At the age of 19, I began examining my own heart and considering my own ways and what my life was becoming. I had wasted a college basketball scholarship, dropped out of school, severed a relationship with my parents, quit my job, and turned to drug dealers for

friendship and a place to live. My life was a down spiraling party with no sense of peace or direction. I can remember sitting around with my intoxicated friends and asking them in a tone of disgust, “Don’t you think there is more to life then getting drunk and high?” Their blank looks and responses compelled me to blow the dust off my Bible and begin reading it for answers. I was living around constant drug abuse and violence but was intrigued by what I read in the Scriptures.

Following this crazy summer I received a post card from a local church advertising a drama they were performing called, “Final Destination.” It was attractive and interesting so my girlfriend, Amanda, and I decided to go. This drama didn’t contain great acting or stellar visual effects but it exposed something deep within me that I had never seen before. These actors seemed just like me as they committed everyday sins that I habitually did without any remorse. The drama and following message from the pastor helped me understand that there would be a day of recompense and I would have to give an account for every sin I have ever committed life.

To an extent I had always affirmed this intellectually but it was evident that I didn’t really believe it when one looked at my careless and sinful lifestyle. This terrified me because I honestly knew who I was in my heart and what I did when the pastor wasn’t looking. God was unlike any man, he could see through my shallow confessions and into a cold heart that was arrogant enough to think that empty lip service was required rather than an earnest heart. God had seen my every word, thought and deed.
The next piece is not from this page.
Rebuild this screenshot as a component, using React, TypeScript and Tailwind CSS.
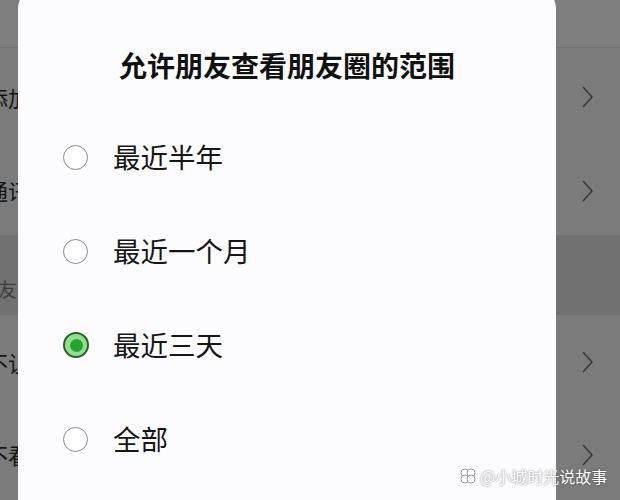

My conscience condemned me and my heart wouldn’t give me any rest at that moment.

For the first time in my life my eyes where opened to see how sinful I was and that I deserved to go to hell when I died. It didn’t matter that I was a church member, or had been

baptized, or that I had looked the part on Sunday mornings. My faith was self-serving and superficial. I had only made a glib decision in my mind but my heart had never truly changed. There was no fooling myself when I examined what I watched, whom I hung around, how I talked, and what things I occupied myself with. There had never been a turning away from sin in my life with an embracing of Christ as my all-satisfying joy and treasure. I had been a harlot to God by asking for his blessing on Sunday and then sleeping around with a sinful world the rest of the week. God would judge the heart and not the mask that showed up at church on Sunday morning.
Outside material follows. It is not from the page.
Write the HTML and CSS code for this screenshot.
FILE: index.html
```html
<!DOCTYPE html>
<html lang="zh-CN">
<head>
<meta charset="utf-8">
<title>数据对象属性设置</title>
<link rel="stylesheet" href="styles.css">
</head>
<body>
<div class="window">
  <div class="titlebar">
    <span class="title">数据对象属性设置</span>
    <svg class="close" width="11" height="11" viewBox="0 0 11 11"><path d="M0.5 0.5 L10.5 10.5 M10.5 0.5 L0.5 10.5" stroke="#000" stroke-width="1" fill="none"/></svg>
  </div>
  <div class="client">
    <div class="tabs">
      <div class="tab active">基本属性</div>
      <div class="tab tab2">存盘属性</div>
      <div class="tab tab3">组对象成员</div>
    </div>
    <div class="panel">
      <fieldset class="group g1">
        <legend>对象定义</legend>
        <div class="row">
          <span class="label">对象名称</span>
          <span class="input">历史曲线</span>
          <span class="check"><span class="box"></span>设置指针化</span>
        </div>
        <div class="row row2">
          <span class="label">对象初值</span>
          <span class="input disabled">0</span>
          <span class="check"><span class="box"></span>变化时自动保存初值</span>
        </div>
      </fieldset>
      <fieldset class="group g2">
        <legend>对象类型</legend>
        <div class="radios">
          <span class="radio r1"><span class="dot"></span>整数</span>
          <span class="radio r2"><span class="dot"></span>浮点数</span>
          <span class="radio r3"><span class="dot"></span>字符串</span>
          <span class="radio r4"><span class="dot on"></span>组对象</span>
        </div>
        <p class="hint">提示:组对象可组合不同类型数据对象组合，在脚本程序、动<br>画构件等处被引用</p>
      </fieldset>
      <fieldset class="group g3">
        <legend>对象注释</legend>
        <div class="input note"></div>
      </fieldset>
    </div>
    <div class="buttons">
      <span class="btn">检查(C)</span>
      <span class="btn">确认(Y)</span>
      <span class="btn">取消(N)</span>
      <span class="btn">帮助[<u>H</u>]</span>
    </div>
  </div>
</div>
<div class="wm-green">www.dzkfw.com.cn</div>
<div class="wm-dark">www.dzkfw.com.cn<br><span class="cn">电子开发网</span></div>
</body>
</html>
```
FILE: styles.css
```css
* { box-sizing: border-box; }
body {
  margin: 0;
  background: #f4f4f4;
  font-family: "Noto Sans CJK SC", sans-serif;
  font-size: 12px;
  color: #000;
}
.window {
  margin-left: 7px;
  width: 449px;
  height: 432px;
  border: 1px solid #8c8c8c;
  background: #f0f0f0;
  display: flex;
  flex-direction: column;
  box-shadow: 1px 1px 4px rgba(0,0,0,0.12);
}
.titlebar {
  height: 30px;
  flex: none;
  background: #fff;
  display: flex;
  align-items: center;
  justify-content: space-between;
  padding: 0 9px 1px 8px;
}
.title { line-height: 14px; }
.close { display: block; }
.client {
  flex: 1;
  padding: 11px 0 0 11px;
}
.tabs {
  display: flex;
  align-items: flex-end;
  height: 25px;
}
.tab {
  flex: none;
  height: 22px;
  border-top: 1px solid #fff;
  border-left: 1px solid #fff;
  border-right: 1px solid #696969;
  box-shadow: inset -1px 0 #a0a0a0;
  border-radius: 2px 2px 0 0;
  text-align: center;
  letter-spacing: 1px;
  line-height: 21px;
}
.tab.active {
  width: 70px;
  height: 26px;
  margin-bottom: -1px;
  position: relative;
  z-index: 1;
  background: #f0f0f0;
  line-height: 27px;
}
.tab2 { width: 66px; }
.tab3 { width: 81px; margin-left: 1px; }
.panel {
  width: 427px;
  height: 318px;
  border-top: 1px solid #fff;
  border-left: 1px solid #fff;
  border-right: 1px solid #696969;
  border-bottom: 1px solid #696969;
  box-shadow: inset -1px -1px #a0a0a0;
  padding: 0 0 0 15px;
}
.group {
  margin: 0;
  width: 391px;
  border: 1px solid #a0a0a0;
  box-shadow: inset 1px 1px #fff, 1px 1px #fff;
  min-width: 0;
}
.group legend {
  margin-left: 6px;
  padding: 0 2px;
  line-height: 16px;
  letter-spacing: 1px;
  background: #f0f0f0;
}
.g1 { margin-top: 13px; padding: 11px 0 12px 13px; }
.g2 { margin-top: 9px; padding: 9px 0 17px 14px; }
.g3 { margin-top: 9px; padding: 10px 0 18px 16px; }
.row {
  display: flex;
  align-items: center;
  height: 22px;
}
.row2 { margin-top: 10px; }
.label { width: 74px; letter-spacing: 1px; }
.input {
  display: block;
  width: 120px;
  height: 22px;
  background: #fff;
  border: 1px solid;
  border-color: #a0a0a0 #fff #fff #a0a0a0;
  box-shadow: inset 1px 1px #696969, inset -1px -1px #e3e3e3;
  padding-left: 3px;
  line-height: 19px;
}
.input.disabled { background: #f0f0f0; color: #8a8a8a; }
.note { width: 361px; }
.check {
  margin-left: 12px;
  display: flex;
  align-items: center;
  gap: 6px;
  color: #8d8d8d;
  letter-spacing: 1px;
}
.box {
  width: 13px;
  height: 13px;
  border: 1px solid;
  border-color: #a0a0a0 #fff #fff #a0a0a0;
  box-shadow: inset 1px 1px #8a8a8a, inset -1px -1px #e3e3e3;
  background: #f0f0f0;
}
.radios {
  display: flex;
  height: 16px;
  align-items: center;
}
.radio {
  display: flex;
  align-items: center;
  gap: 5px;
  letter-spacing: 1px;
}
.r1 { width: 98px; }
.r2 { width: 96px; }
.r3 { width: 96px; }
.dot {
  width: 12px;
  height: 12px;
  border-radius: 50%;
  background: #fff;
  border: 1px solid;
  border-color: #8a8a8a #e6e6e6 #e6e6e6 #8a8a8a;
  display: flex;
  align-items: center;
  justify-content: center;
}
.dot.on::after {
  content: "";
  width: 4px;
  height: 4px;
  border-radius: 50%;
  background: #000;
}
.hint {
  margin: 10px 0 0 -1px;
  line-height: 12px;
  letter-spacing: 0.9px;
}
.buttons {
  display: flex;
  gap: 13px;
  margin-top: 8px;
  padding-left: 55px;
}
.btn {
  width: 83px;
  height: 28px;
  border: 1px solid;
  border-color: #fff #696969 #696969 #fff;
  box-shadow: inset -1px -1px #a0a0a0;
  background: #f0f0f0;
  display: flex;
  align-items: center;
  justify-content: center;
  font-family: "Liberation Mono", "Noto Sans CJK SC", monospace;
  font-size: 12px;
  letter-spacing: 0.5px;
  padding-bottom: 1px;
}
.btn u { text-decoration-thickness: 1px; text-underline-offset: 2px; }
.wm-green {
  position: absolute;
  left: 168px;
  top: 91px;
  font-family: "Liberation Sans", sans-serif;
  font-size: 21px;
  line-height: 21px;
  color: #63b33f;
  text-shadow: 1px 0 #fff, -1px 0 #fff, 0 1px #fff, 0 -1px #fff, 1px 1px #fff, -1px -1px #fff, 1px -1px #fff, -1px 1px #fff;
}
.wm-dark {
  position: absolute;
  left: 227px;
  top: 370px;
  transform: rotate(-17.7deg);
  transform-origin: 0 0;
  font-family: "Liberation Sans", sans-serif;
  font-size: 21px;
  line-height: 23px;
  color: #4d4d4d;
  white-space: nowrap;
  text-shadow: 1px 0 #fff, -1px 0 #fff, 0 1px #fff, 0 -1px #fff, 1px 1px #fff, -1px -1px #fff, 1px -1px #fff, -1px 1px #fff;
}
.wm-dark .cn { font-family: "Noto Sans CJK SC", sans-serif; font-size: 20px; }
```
The guilt I felt at that moment was nothing less than crushing. God was perfect and holy and demanded this of me if I were to be in a saving relationship with him. But it was plain that I was stained and filthy by my sinfulness. I was drawn to my precious and gracious Savior, Jesus Christ, who desired to rid me of my guilt and cleanse me through his death and resurrection. I trusted that Jesus died form me as a sinless and perfect sacrifice to satisfy the penalty of my sins. He amazingly died on a cross but not because he had sinned but because he was paying for the sins of others. I had broken God’s commandments but by faith I trusted that Jesus paid my sinful depth that I owed God and gave me His righteousness so that I could now be his child forever!
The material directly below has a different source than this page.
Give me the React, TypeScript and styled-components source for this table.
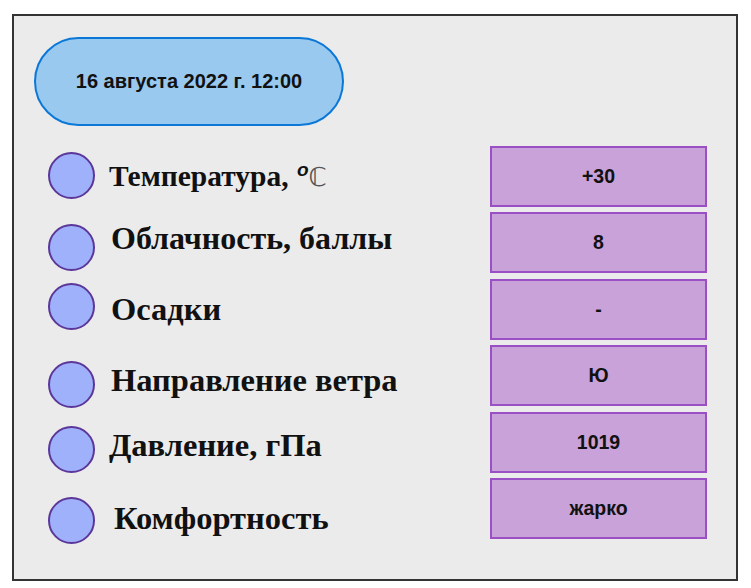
import React from 'react'
import styled, { createGlobalStyle } from 'styled-components'

const GlobalStyle = createGlobalStyle`
    html, body {
        margin: 0;
        padding: 0;
        background: #ffffff;
    }
`

const Page = styled.div`
    width: 751px;
    height: 588px;
    padding: 14px 0 0 12px;
    box-sizing: border-box;
`

const Frame = styled.main`
    width: 726px;
    height: 567px;
    box-sizing: border-box;
    border: 2px solid #333333;
    background-color: #ebebeb;
    padding: 21px 0 0 20px;
    display: flex;
    flex-direction: column;
`

const DatePill = styled.div`
    width: 310px;
    height: 89px;
    box-sizing: border-box;
    border: 2px solid #0b78d8;
    border-radius: 45px;
    background-color: #99c9ef;
    display: flex;
    align-items: center;
    justify-content: center;
    font-family: 'Liberation Sans', Arial, sans-serif;
    font-weight: bold;
    font-size: 20px;
    color: #111111;
`

const Columns = styled.div`
    display: flex;
    justify-content: space-between;
    padding-right: 29px;
`

const LabelList = styled.div`
    display: flex;
    flex-direction: column;
    padding-left: 14px;
`

const Row = styled.div<{ $top: number }>`
    display: flex;
    align-items: center;
    margin-top: ${(p) => p.$top}px;
    height: 47px;
`

const Dot = styled.div`
    width: 47px;
    height: 47px;
    box-sizing: border-box;
    border-radius: 50%;
    border: 2px solid #5b3799;
    background-color: #a0b1fb;
    flex-shrink: 0;
`

const Label = styled.span<{ $indent: number; $shift: number; $size: number }>`
    margin-left: ${(p) => p.$indent}px;
    position: relative;
    top: ${(p) => p.$shift}px;
    font-family: 'Liberation Serif', 'Times New Roman', serif;
    font-weight: bold;
    font-size: ${(p) => p.$size}px;
    color: #111111;
    white-space: nowrap;
`

const Degree = styled.span`
    font-family: 'Liberation Sans', Arial, sans-serif;
    font-style: italic;
    font-size: 19px;
    vertical-align: 10px;
    margin-left: 1px;
`

const Celsius = styled.span`
    font-family: 'DejaVu Sans', sans-serif;
    font-weight: normal;
    font-size: 26px;
    color: #555555;
`

const ValueList = styled.div`
    display: flex;
    flex-direction: column;
    gap: 5.4px;
    padding-top: 20px;
`

const ValueBox = styled.div`
    width: 217px;
    height: 61px;
    box-sizing: border-box;
    border: 2px solid #9a4fc5;
    background-color: #c8a2d8;
    display: flex;
    align-items: center;
    justify-content: center;
    font-family: 'Liberation Sans', Arial, sans-serif;
    font-weight: bold;
    font-size: 19.5px;
    color: #111111;
`

const rows = [
    { key: 'temp', top: 26, indent: 14, shift: 0, size: 29.5, value: '+30' },
    { key: 'cloud', top: 25, indent: 16, shift: -9, size: 32, value: '8' },
    { key: 'rain', top: 12, indent: 16, shift: 3, size: 32.5, value: '-' },
    { key: 'wind', top: 31, indent: 16, shift: -4, size: 32.5, value: 'Ю' },
    { key: 'press', top: 18, indent: 14, shift: -4, size: 32.5, value: '1019' },
    { key: 'comfort', top: 24, indent: 19, shift: -2, size: 32.5, value: 'жарко' },
]

const labels: Record<string, React.ReactNode> = {
    temp: (
        <>
            Температура, <Degree>o</Degree>
            <Celsius>ℂ</Celsius>
        </>
    ),
    cloud: 'Облачность, баллы',
    rain: 'Осадки',
    wind: 'Направление ветра',
    press: 'Давление, гПа',
    comfort: 'Комфортность',
}

const App = (): JSX.Element => {
    return (
        <Page>
            <GlobalStyle />
            <Frame>
                <DatePill>16 августа 2022 г. 12:00</DatePill>
                <Columns>
                    <LabelList>
                        {rows.map((row) => (
                            <Row key={row.key} $top={row.top}>
                                <Dot />
                                <Label $indent={row.indent} $shift={row.shift} $size={row.size}>
                                    {labels[row.key]}
                                </Label>
                            </Row>
                        ))}
                    </LabelList>
                    <ValueList>
                        {rows.map((row) => (
                            <ValueBox key={row.key}>{row.value}</ValueBox>
                        ))}
                    </ValueList>
                </Columns>
            </Frame>
        </Page>
    )
}

export default App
Since this day I have grown to love and treasure Christ more and more without ever looking back. Daily I stumble but the faithful God who saved me is quick to discipline me so that he may keep me. It seems that from the day of my conversion until now there has been a cleansing of my past love affair with sin and a growing desire to love God and the things he loves. I don’t know where I’d be today if I hadn’t encountered God on September 18, 2005. I’m just glad that I’m now fighting for God rather than against him.

Today I am so passionate about the gospel of Jesus Christ that I regularly go out to the streets to share the good news of Jesus Christ with any and all. I hope to go into full-time ministry one day with my wife. And yes, I did mention the blessing of a wife. I married that lovely girl who went with me to the drama on September 18, 2005. She also became a child of God that night.

8/26/08

Do I have the right to Command???


I now attend a Christian college (Asbury). But biblically I know most of those around me are not Christians, they have just put on a mask & learned what to say & do when being watched. Its all head knowledge, their isn't a deep heart love for Christ like they have for the world or sports or reputation. So, when I hear them speak of Christ, the gospel, Christianity, etc. it is as if they have made a decision to better themselves and sin is reduced to bad choices we need to overcome. This will of course effect the way you share the gospel. It leads to depending on methods rather then simple truth, building friendship to replace gospel proclamation.

Which brings me to my point: can I command someone to repent & believe the gospel? Or should I merely make suggestions & give advice? I think the issue is authority & understanding if I actually do have a right to do this. Lets examine what Paul spoke to those unbelievers on Mars Hill:

"The times of ignorance God overlooked, but now he commands all people everywhere to repent, because he has fixed a day on which he will judge the world in righteousness by a man whom he has appointed; and of this he has given assurance to all by raising him from the dead."(Acts 17:30-31)

Paul commanded unbelievers to repent because God commands unbelievers to repent. In love, we also have the right & authority as ministers of the gospel. God saves men, not our methods, not our programs, or personalities or charm. With complete reliance upon the Holy Spirit and the power of the gospel we are to faithfully preach the word. Men have rebelled, sinned, hated their Creator and made gods to suit themselves. Men are ruined & headed for destruction so with the love of God in our hearts we must command them to turn from their evil ways and be restored in Christ. Let us be faithful to God, who alone deserves all praise & glory.